Personal information
- Full name: Michael Joseph O'Gorman
- Born: 8 November 1874 Melbourne, Victoria
- Died: 10 July 1937 (aged 62) Southbank, Victoria
- Original team: South Melbourne (VFA)
- Position: Forward

Playing career^{1}
- Years: Club / Games (Goals)
- 1895–96: South Melbourne (VFA) / 28 (14)
- 1897–98: South Melbourne / 12 (14)
- 1899–1900: St Kilda / 17 0(5)
- Total:  / 29 (19)
- ^{1} Playing statistics correct to the end of 1900.

= Michael O'Gorman (footballer) =

Australian rules footballer and umpire

Michael Joseph O'Gorman (8 November 1874 – 10 July 1937) was an Australian rules footballer who played with South Melbourne and St Kilda in the Victorian Football League (VFL).
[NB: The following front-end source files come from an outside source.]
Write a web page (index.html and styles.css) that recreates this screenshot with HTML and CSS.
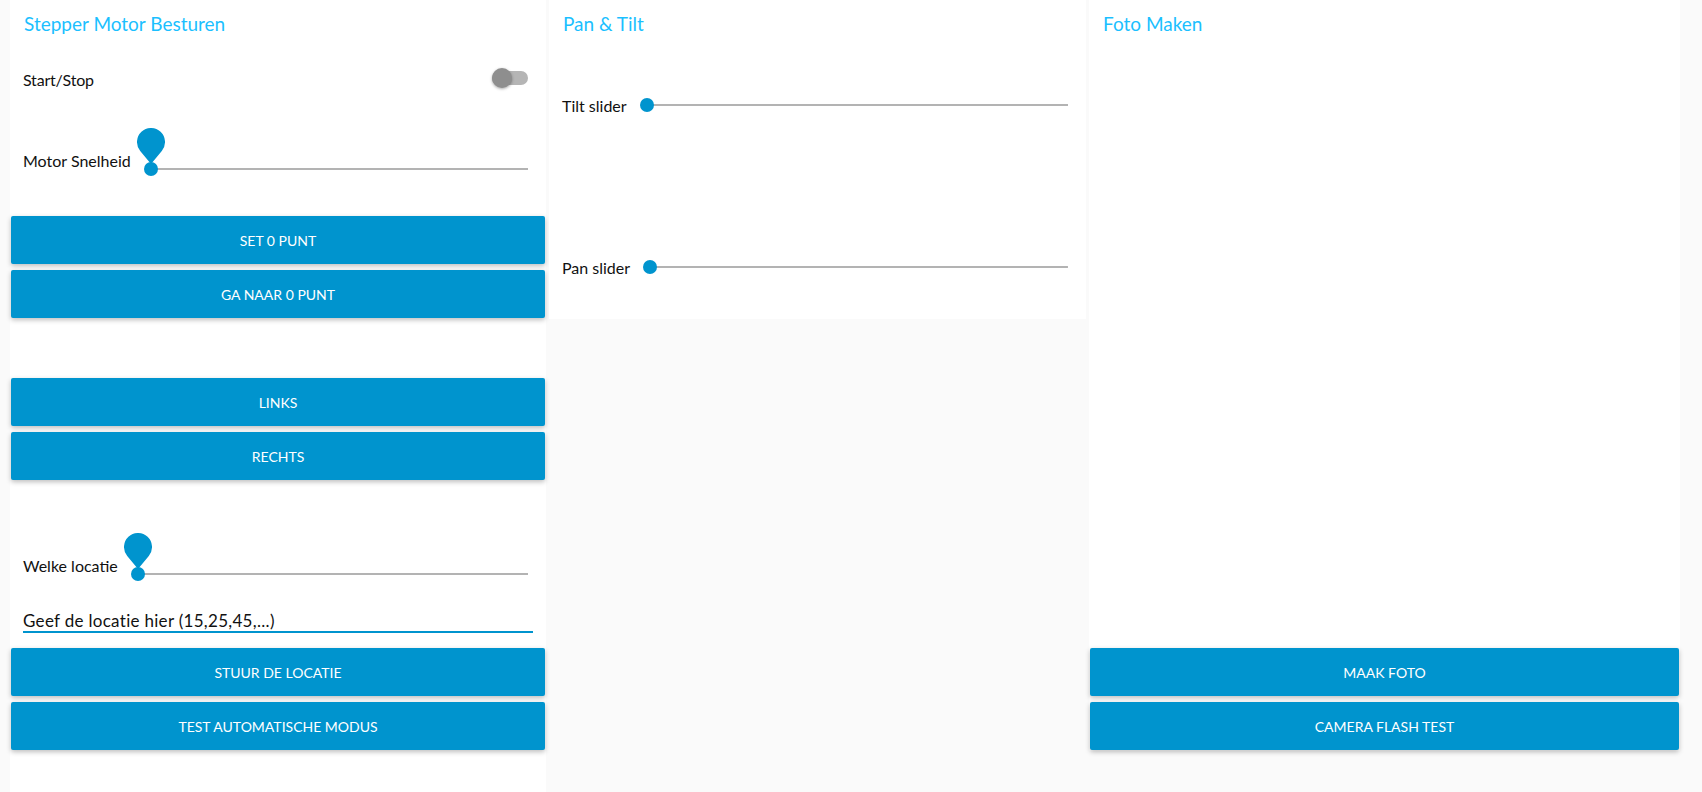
FILE: index.html
```html
<!DOCTYPE html>
<html lang="nl">
<head>
<meta charset="utf-8">
<title>Dashboard</title>
<link rel="stylesheet" href="styles.css">
</head>
<body>
<div class="dash">
  <section class="card card-left">
    <h2 class="card-title">Stepper Motor Besturen</h2>
    <div class="row row-switch">
      <span class="lbl">Start/Stop</span>
      <span class="switch"><span class="switch-thumb"></span></span>
    </div>
    <div class="row row-tall slider-row pinned">
      <span class="lbl">Motor Snelheid</span>
      <div class="slider">
        <svg class="pin" width="28" height="36" viewBox="0 0 28 36"><path d="M3.2 22.9 A14 14 0 1 1 24.8 22.9 L14 36 Z" fill="#0094ce"/></svg>
        <span class="thumb"></span>
      </div>
    </div>
    <button class="btn">Set 0 punt</button>
    <button class="btn">Ga naar 0 punt</button>
    <div class="spacer"></div>
    <button class="btn">Links</button>
    <button class="btn">Rechts</button>
    <div class="spacer"></div>
    <div class="row slider-row pinned">
      <span class="lbl">Welke locatie</span>
      <div class="slider">
        <svg class="pin" width="28" height="36" viewBox="0 0 28 36"><path d="M3.2 22.9 A14 14 0 1 1 24.8 22.9 L14 36 Z" fill="#0094ce"/></svg>
        <span class="thumb"></span>
      </div>
    </div>
    <div class="row row-input">
      <div class="field">Geef de locatie hier (15,25,45,...)</div>
    </div>
    <button class="btn">Stuur de locatie</button>
    <button class="btn">Test automatische modus</button>
  </section>

  <section class="card card-mid">
    <h2 class="card-title">Pan &amp; Tilt</h2>
    <div class="row row-tall slider-row">
      <span class="lbl">Tilt slider</span>
      <div class="slider"><span class="thumb"></span></div>
    </div>
    <div class="spacer"></div>
    <div class="row row-tall slider-row">
      <span class="lbl">Pan slider</span>
      <div class="slider"><span class="thumb"></span></div>
    </div>
  </section>

  <section class="card card-right">
    <h2 class="card-title">Foto Maken</h2>
    <div class="spacer spacer-big"></div>
    <button class="btn">Maak foto</button>
    <button class="btn">Camera flash test</button>
  </section>
</div>
</body>
</html>
```

FILE: styles.css
```css
html, body {
  margin: 0;
  padding: 0;
  height: 100%;
  overflow: hidden;
  background: #fafafa;
}

body {
  font-family: "Lato", "Liberation Sans", sans-serif;
  color: #111111;
}

.dash {
  display: flex;
  align-items: flex-start;
  gap: 3px;
  padding-left: 10px;
  height: 792px;
  box-sizing: border-box;
}

.card {
  background: #ffffff;
  display: flex;
  flex-direction: column;
  gap: 6px;
  padding: 0 1px 1px 1px;
  box-sizing: border-box;
}

.card-left {
  width: 536px;
  align-self: stretch;
}

.card-mid {
  width: 537px;
}

.card-right {
  width: 591px;
}

.card-title {
  margin: 0;
  height: 48px;
  box-sizing: border-box;
  padding: 12px 0 0 13px;
  font-size: 19px;
  line-height: 24px;
  font-weight: normal;
  color: #1bbfff;
}

.row {
  height: 48px;
  display: flex;
  align-items: center;
  padding: 0 17px 0 12px;
  box-sizing: border-box;
  flex-shrink: 0;
}

.row-tall {
  height: 102px;
}

.lbl {
  font-size: 16px;
  line-height: 19px;
  white-space: nowrap;
}

.row-switch {
  justify-content: space-between;
  padding-top: 2px;
}

.row-switch .lbl {
  letter-spacing: -0.2px;
}

.switch {
  position: relative;
  width: 36px;
  height: 14px;
  border-radius: 7px;
  background: #b5b5b5;
  margin-bottom: 2px;
}

.switch-thumb {
  position: absolute;
  left: 0;
  top: -3px;
  width: 20px;
  height: 20px;
  border-radius: 50%;
  background: #8e8e8e;
  box-shadow: 0 1px 3px rgba(0, 0, 0, 0.35);
}

.slider-row.pinned {
  padding-top: 3px;
}

.slider {
  position: relative;
  flex: 1;
  height: 14px;
  margin-left: 20px;
  background: linear-gradient(#b3b3b3, #b3b3b3) no-repeat center / 100% 2px;
}

.pinned .slider {
  margin-top: 16px;
}

.thumb {
  position: absolute;
  left: -7px;
  top: 0;
  width: 14px;
  height: 14px;
  border-radius: 50%;
  background: #0094ce;
}

.pin {
  position: absolute;
  left: -14px;
  top: -34px;
  display: block;
}

.spacer {
  height: 48px;
  flex-shrink: 0;
}

.spacer-big {
  height: 588px;
}

.row-input {
  align-items: flex-end;
  padding: 0 12px 9px 12px;
}

.field {
  flex: 1;
  font-size: 17px;
  line-height: 19px;
  letter-spacing: 0.3px;
  padding-bottom: 1px;
  border-bottom: 2px solid #0094ce;
}

.btn {
  height: 48px;
  flex-shrink: 0;
  border: none;
  border-radius: 2px;
  background: #0094ce;
  color: #ffffff;
  font-family: "Lato", "Liberation Sans", sans-serif;
  font-size: 14px;
  text-transform: uppercase;
  box-shadow: 0 2px 5px rgba(0, 0, 0, 0.26);
  padding: 0;
  cursor: pointer;
}
```
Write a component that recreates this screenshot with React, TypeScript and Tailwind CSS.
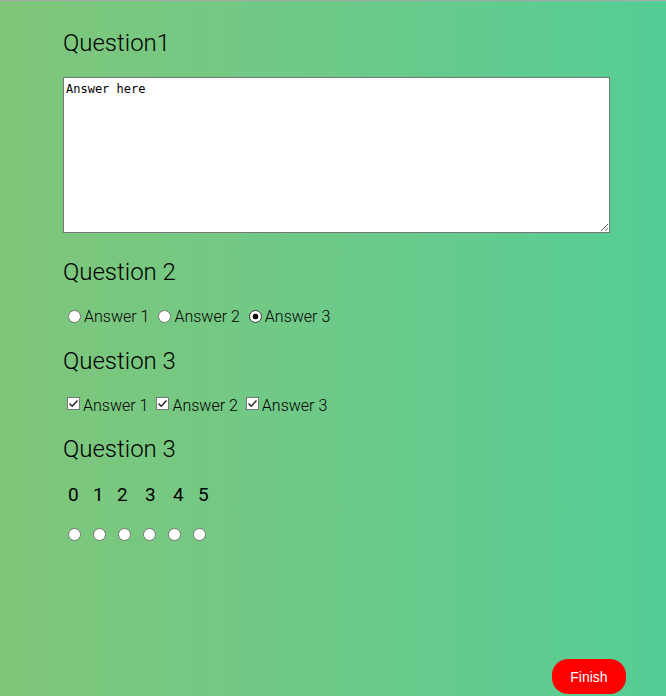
import React from 'react';

const answers = ['Answer 1', 'Answer 2', 'Answer 3'];
const scale = [
  { n: 0, w: 'w-[25px]' },
  { n: 1, w: 'w-[24px]' },
  { n: 2, w: 'w-[28px]' },
  { n: 3, w: 'w-[28px]' },
  { n: 4, w: 'w-[25px]' },
  { n: 5, w: '' },
];

function Radio({ name, checked }: { name: string; checked?: boolean }) {
  return (
    <input
      type="radio"
      name={name}
      defaultChecked={checked}
      className="appearance-none inline-block w-[13px] h-[13px] rounded-full border border-[#767676] bg-white m-[3px_3px_0_5px] align-[-1px] checked:border-[#333] checked:bg-[radial-gradient(circle,#000_0,#000_2.5px,#fff_3.2px)]"
    />
  );
}

function Check() {
  return (
    <span className="relative inline-block w-[13px] h-[13px] m-[3px_3px_3px_4px] align-[-2px]">
      <input type="checkbox" defaultChecked className="appearance-none block w-[13px] h-[13px] border border-[#767676] bg-white" />
      <svg className="absolute left-0 top-0 pointer-events-none" width="13" height="13" viewBox="0 0 13 13">
        <path d="M2.5 6.5 L5.2 9.2 L10.5 3.5" fill="none" stroke="#222" strokeWidth="1.4" />
      </svg>
    </span>
  );
}

export default function App() {
  return (
    <div className="h-[696px] flex flex-col border-t border-[#a9a9a9] bg-gradient-to-r from-[#80c67a] to-[#54cd96] font-['Roboto',sans-serif] font-light text-black">
      <div className="pl-[63px] pt-[28px]">
        <h2 className="text-[24px] leading-[28px]">Question1</h2>
        <textarea
          defaultValue="Answer here"
          className="block mt-[20px] w-[547px] h-[156px] border border-[#767676] bg-white px-[2px] py-[4px] font-['DejaVu_Sans_Mono',monospace] text-[12px] font-normal leading-[15px]"
        />

        <h2 className="mt-[25px] text-[24px] leading-[28px]">Question 2</h2>
        <div className="mt-[21px] text-[16px] leading-[20px]">
          {answers.map((a, i) => (
            <label key={a} className="mr-[4px]">
              <Radio name="q2" checked={i === 2} />
              {a}
            </label>
          ))}
        </div>

        <h2 className="mt-[20px] text-[24px] leading-[28px]">Question 3</h2>
        <div className="mt-[19px] text-[16px] leading-[20px]">
          {answers.map((a) => (
            <label key={a} className="mr-[4px]">
              <Check />
              {a}
            </label>
          ))}
        </div>

        <h2 className="mt-[19px] text-[24px] leading-[28px]">Question 3</h2>
        <div className="mt-[21px] flex text-[19px] font-normal leading-[22px] pl-[5px]">
          {scale.map((s) => (
            <span key={s.n} className={s.w}>{s.n}</span>
          ))}
        </div>
        <div className="mt-[19px] flex gap-[4px]">
          {scale.map((s) => (
            <Radio key={s.n} name="q4" />
          ))}
        </div>
      </div>

      <button className="mt-auto mb-[2px] mr-[40px] self-end w-[74px] h-[35px] pt-[2px] rounded-[16px] bg-[#ff0000] text-white font-['Liberation_Sans',sans-serif] font-normal text-[14px]">
        Finish
      </button>
    </div>
  );
}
He went by the alias Mick Minahan during his football career.

== Career ==
O'Gorman played as a forward and kicked 13 goals in his first VFL season, at South Melbourne. He crossed to St Kilda in 1899 but O'Gorman wasn't able to experience any team success, with the club losing each of the 18 matches that he played in over two years.

From 1902 to 1915, O'Gorman umpired 172 league matches as a goal umpire, including the 1904, 1913 and 1914 Grand Finals. His umpiring career stalled in 1911 when he was seriously injured in a lift accident. After he retired from officiating in the VFL, O'Gorman volunteered and served with the AIF.